The Condemnation of Jewelry

Photocredit: Unsplash.com/Artem Bali
The verses most commonly cited to condemn the wearing of jewelry are 1 Timothy 2:9-10 and 1 Peter 3:3. We could spend days talking about these verses, but I'll try to keep it brief.

1 Timothy 2:9-10

For context, this letter in 1 Timothy is written by Paul to Timothy, who is at the church of Ephesus. Ephesus was located in western Turkey, near the modern city of Selƈuk. The city of Ephesus was home to the Temple of Artemis/Diana,[3] the Greek/Roman goddess of wild animals and hunting. They were also associated with chastity and childbirth.[1][2] In both Greek and Roman mythology, these goddesses were looked to by women for issues surrounding fertility. This background is important in knowing the culture of the people there, whom Timothy was converting to Christianity. Their previous religious practices would have been heavily geared toward worshipping this pagan goddess. Many of the issues in the New Testament letters speak to specific issues converts had in adjusting to their new life in Christ, and while similar issues arise with us today, it's also important to keep in mind the original problem so as not to distort the Word.

In like manner also, that women adorn themselves in modest apparel, with shamefacedness and sobriety; not with broided hair, or gold, or pearls, or costly array; But (which becometh women professing godliness) with good works. 1 Timothy 2:9-10 KJV
Now, let's get into what Paul is telling Timothy. Paul's instructions to the women at Ephesus follow his message to men—"in like manner," tells us that whatever he instructs parallels what he instructed for men just before these verses. In 1 Timothy 2:8, Paul says men are to pray everywhere and lift up holy hands; both of these things are to be done without anger or doubt. So the heart of this matter is about worshipping and praising God. Essentially, everywhere men of God go, they should be in connection (praying) with God and worshipping Him. So the like manner for women refers to how we should be in connection with and worship God, as well. This is when Paul gets into the adornment of women... Paul says we are to "adorn [our]selves in modest apparel, with shamefacedness and sobriety; not with broided hair, or gold, or pearls, or costly array."

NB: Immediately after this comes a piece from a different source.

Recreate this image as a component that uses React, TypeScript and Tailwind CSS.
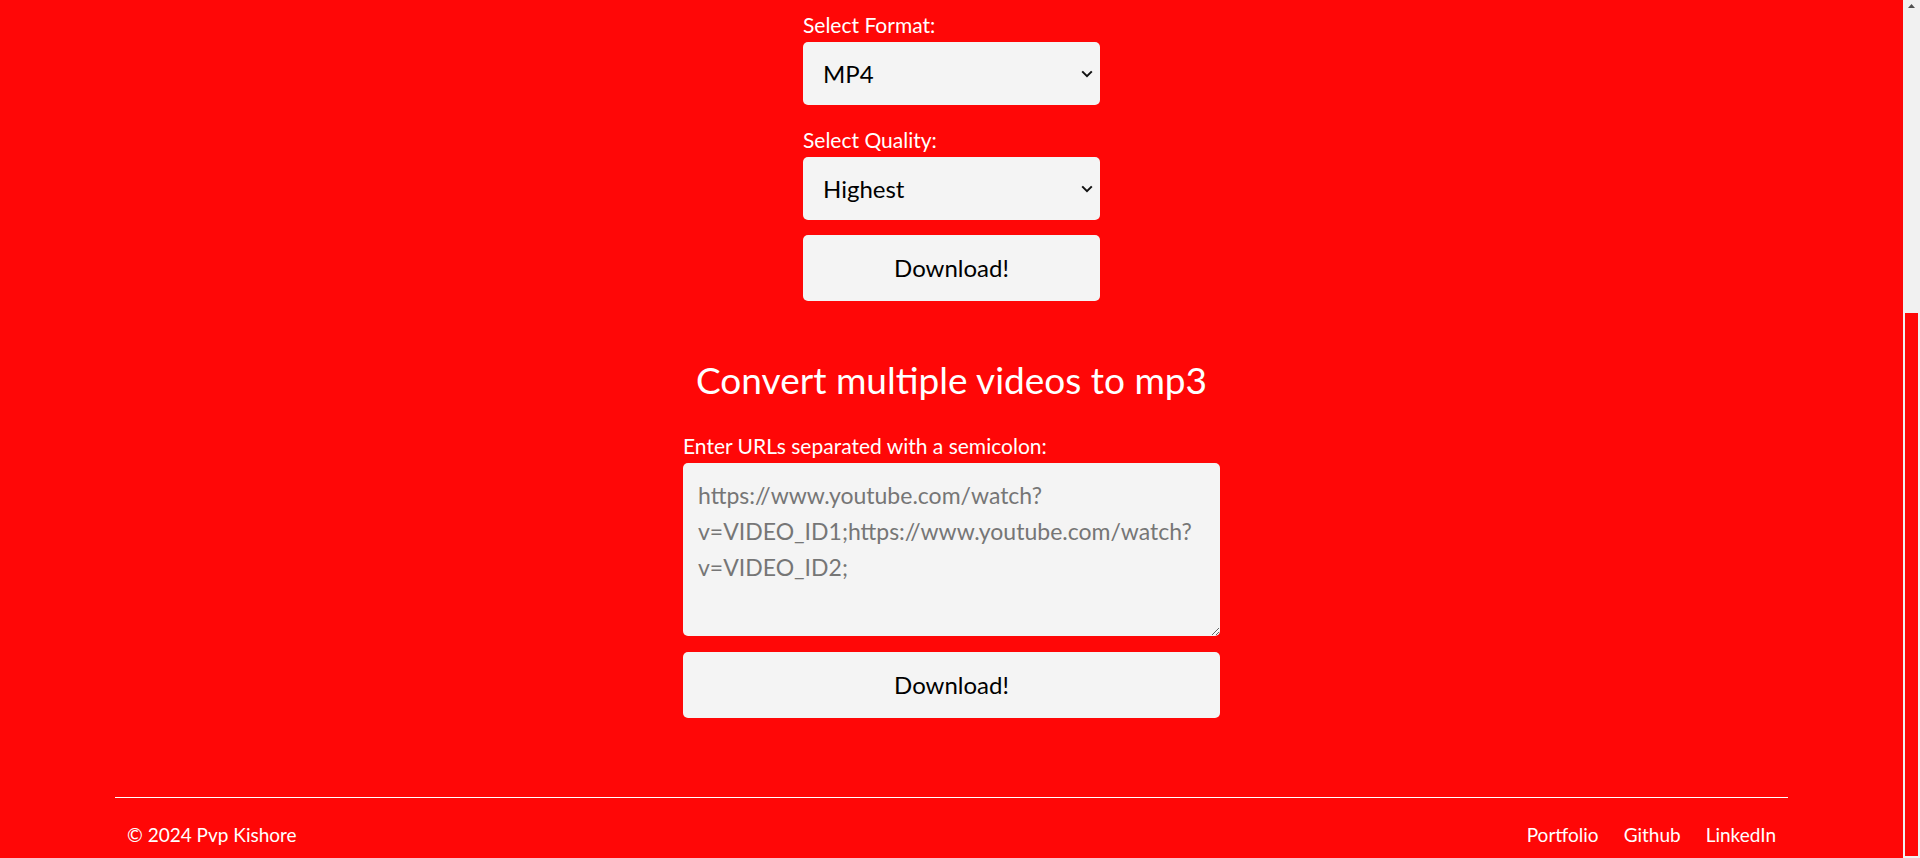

We'll talk about all the points in the verse when we get to 1 Timothy in the Bible Study section, but for now, we're going to focus on gold and pearls. Because we're talking a out modest apparel, the assumption is that gold and pearls refers to jewelry, though one might be able to argue this applies to broaches and embroidery on garments (yes, I've seen gold and pearls embedded in shoes, purses, etc.). The pastor highlighted that when looking at the structure of the sentence, it's clear that Paul is saying these things are not included in modest apparel.

1 Peter 3:3

The letter in 1 Peter echoes Paul's sentiment that beauty should come from within, not from fancy hair or gold jewelry. The context of 1 Peter is that Peter wrote to the believers who were living as exiles in various cities. These people were those who stood for Christ and were now banished from society for their courage and faith.

Is It Really a Condemnation, Though?

When it comes to earrings, Paul's got me. If you've read my previous posts on jewelry, you know that I have an allergy to "fake" jewelry (so probably to nickel) that presents itself only when I wear earrings. So, while all of my earrings have fake pearls and cubic zirconia instead of diamonds, the post that goes into the ear are always either real gold or sterling silver—but Paul didn't say anything about silver, or nickel, or steel. Come to think of it he didn't mention diamonds, rubies, emeralds, sapphires, or any other precious stones.

I've heard many sermons that caution against "walking the line." What they're referring to is trying to figure out where the boundary is and getting as close to the edge as you can without crossing that line. They often summarize this point to the fact that we should not want anything to do with something that displeases God. So many of them would ignore the fact that Paul doesn't mention all of these other common metals and gems used for jewelry and the fact that today most of us wear inexpensive fake jewelry, not real gold or pearls. They would hold fast to God doesn't like jewelry, so it doesn't matter if it's real gold or fake gold.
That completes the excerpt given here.